Я ткнул посильнее, еж перевернулся, и волна сладостной гадливости окатила меня с головы до ног. Я был на грани обморока. Окоченевшие лапы зверька торчали прямо, как палки, а между ними, разрывая тонкую лиловатую стенку брюшка, извиваясь и тесня друг друга, лезли черви. Это было уже выше моих сил. Я бросил костыль и побежал прочь...
Превозмогая гадливость и стараясь не глядеть на ежа, я вернулся за костылем. Сейчас, сейчас же я побегу с ним к реке и там, за мельницей, где сильное течение, где вода пенится и бурлит, я омою оскверненную развилку, а после высушу ее, возложив костыль на липовый цвет, рассыпанный по полотну, нагретый полуденным солнцем...
С того дня костыль стал для меня и пребудет, пока я жив, в равной мере символом смерти и символом воскресения».
В этом фрагменте воспоминаний Дали соединение мерзости и восторга показывает один из принципов его эстетики. Другой — изменчивость образов, фантастические превращения, увиденные в детстве при взгляде на небо: «Все мои детские фантазии воскресли в клубящихся валах облаков и заполонили небо: крылатые кони, дыни, женская грудь, серебристый шарик на резинке — моя игрушка, осиная талия Дуллиты. Но вдруг... я увидел борцов. Оба бородатые, сильные, злые, они готовились к схватке и играли мускулами, а призрачный петух, раскинув крылья, так и норовил клюнуть одного из бойцов в спину...

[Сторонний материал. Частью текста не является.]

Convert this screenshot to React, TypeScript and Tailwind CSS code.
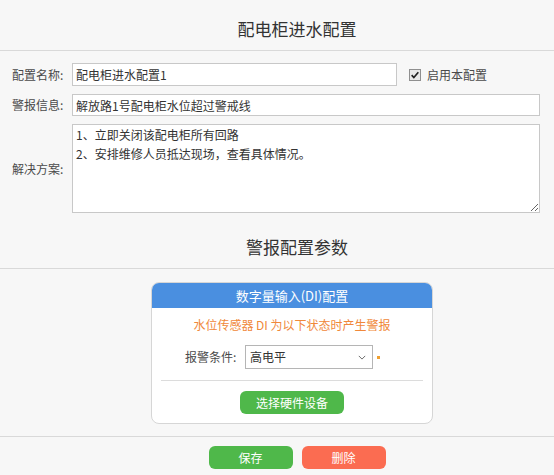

И бой грянул — они столкнулись и вздыбились уже единым слитным телом; месиво поглотило обоих. И в ту же секунду из облака выбился и заклубился смерч, творя новый образ. Я узнал его — узнал в тот же миг. То была громадная голова Бетховена, глыбой нависшая над равниной. Через секунду лоб Бетховена, темнея и ширясь, поглотил лицо и вспучился, явив уже не голову, а гигантский, отливающий свинцом череп. Сверкнула молния — и он раскололся надвое, точно посередине, и в трещине, словно мозг, мелькнула небесная синь. Следом грянул гром и взбеленился ветер — душный, горячий, он разметал и липовый цвет, и раскричавшихся ласточек... Хлынул дождь. Его плети безжалостно хлестали кающийся сад, истерзанный ужасом и жаждой. Тем разрешилось долгое противостояние земли и неба, жаждавших друг друга».